Among the lines below, list those containing the string "styles".

^^^^^^^^

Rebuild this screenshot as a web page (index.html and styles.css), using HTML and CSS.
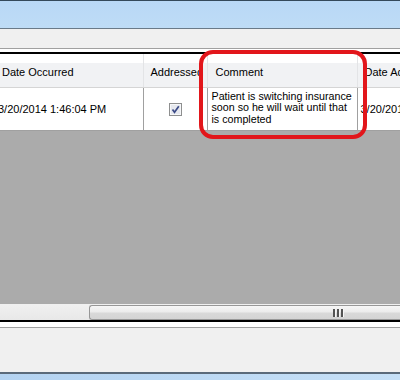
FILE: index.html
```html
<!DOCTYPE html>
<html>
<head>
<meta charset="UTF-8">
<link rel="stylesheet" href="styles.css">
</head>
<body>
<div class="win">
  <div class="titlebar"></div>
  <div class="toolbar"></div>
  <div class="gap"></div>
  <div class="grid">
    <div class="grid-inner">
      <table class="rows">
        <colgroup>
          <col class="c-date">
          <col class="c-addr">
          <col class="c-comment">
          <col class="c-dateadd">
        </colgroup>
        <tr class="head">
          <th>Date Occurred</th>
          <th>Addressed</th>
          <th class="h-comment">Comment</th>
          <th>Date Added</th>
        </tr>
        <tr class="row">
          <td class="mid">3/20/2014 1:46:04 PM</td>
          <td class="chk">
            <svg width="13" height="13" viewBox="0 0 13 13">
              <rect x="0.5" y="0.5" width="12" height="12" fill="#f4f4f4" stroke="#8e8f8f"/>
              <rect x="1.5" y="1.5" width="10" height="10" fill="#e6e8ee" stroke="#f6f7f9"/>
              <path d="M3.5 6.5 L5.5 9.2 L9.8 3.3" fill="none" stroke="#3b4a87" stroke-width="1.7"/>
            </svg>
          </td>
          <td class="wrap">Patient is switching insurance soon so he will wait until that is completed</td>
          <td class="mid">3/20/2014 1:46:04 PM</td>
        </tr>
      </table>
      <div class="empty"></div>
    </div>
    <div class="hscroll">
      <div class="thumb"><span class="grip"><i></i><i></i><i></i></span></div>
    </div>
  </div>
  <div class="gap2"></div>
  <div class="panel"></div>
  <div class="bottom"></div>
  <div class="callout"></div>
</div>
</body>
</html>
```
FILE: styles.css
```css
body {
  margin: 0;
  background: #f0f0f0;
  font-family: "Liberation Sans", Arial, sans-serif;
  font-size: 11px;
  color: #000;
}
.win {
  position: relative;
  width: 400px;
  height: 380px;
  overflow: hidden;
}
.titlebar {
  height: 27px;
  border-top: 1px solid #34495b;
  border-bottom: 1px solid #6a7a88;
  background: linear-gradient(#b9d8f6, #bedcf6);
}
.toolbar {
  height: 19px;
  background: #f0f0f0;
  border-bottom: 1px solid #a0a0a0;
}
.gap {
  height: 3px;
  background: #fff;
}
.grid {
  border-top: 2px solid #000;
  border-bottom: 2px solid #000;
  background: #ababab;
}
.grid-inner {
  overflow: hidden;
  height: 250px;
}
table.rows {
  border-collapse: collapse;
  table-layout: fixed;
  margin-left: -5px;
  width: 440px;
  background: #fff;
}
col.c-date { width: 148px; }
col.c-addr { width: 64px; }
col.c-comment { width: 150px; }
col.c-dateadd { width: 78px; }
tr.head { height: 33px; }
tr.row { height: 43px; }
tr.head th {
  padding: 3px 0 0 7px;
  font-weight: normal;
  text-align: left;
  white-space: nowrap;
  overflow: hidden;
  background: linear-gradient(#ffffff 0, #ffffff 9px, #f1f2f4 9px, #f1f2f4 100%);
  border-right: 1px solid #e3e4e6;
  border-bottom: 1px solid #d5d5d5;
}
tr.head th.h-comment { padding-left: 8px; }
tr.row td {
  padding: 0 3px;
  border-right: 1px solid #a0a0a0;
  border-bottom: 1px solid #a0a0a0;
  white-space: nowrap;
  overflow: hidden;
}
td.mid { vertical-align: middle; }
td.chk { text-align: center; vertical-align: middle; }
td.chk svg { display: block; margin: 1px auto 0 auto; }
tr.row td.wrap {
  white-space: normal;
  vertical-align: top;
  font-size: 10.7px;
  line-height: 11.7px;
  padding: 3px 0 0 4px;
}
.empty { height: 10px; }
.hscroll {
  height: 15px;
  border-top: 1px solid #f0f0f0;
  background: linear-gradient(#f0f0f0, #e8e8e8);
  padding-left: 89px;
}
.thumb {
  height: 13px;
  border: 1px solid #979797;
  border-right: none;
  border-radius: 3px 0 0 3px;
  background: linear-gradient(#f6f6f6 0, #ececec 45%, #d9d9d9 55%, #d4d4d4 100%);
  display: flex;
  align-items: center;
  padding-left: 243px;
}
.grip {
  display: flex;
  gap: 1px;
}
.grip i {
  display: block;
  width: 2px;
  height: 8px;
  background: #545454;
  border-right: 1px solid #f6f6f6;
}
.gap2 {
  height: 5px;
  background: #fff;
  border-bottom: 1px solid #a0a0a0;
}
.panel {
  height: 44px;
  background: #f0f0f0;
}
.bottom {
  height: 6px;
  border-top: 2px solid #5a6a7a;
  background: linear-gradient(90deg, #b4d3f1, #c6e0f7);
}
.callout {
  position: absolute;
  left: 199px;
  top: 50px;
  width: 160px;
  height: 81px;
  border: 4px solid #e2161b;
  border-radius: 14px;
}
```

^^^^^^^^

§ **Output for this exercise**
Rebuild this screenshot as a web page (index.html and styles.css), using HTML and CSS.
<link rel="stylesheet" href="styles.css">
FILE: styles.css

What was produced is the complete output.